Complete PISO and SIMPLE solvers on Graphics Processing Units

We implemented the pressure-implicit with splitting of operators (PISO) and semi-implicit method for pressure-linked equations (SIMPLE) solvers of the Navier-Stokes equations on Fermi-class graphics processing units (GPUs) using the CUDA technology. We also introduced a new format of sparse matrices optimized for performing elementary CFD operations, like gradient or divergence discretization, on GPUs. We verified the validity of the implementation on several standard, steady and unsteady problems. Computational effciency of the GPU implementation was examined by comparing its double precision run times with those of essentially the same algorithms implemented in OpenFOAM. The results show that a GPU (Tesla C2070) can outperform a server-class 6-core, 12-thread CPU (Intel Xeon X5670) by a factor of 4.2.

💡 Research Summary

The paper presents a complete port of two classical pressure‑velocity coupling algorithms—PISO (Pressure‑Implicit with Splitting of Operators) and SIMPLE (Semi‑Implicit Method for Pressure‑Linked Equations)—to NVIDIA’s Fermi‑class GPUs using CUDA. The authors begin by identifying the primary performance bottlenecks of conventional CPU‑based CFD solvers: irregular memory access patterns in sparse‑matrix operations, limited cache reuse, and the high cost of repeated global memory accesses during the iterative solution of the pressure Poisson equation. To overcome these issues, they design a new sparse‑matrix storage scheme called “CSR‑Hybrid.” While retaining the row‑compressed nature of CSR, CSR‑Hybrid packs column indices into 128‑byte aligned blocks, stores row pointers in a way that guarantees coalesced global memory reads, and attaches per‑row metadata (cell type, boundary‑condition flags) to eliminate divergent branches inside kernels. This format is especially suited for elementary CFD operators such as gradient, divergence, and Laplacian, which can be evaluated in a single pass over the matrix data.

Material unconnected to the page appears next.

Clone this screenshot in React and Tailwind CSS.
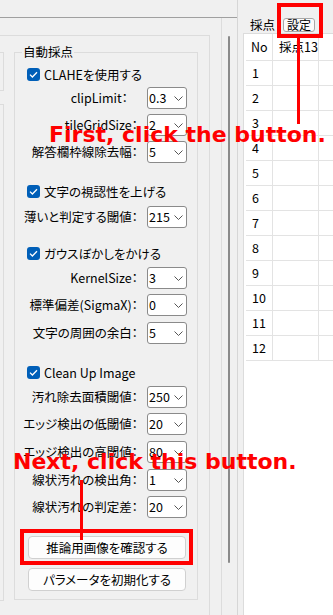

Implementation details are described at the kernel level. The PISO and SIMPLE workflows are decomposed into distinct CUDA kernels for predictor velocity, pressure‑matrix assembly, pressure solve, and corrector velocity. The pressure solve employs a preconditioned BiCGStab iterative method with a Jacobi preconditioner; all vector operations (dot products, norms, axpy) are performed using warp‑level primitives to maximize parallel efficiency. Shared memory is used to cache stencil coefficients and intermediate residuals, while registers hold per‑thread scalar values, thereby reducing global memory traffic. Double‑precision arithmetic is supported throughout, taking advantage of the FP64 units available on the Tesla C2070.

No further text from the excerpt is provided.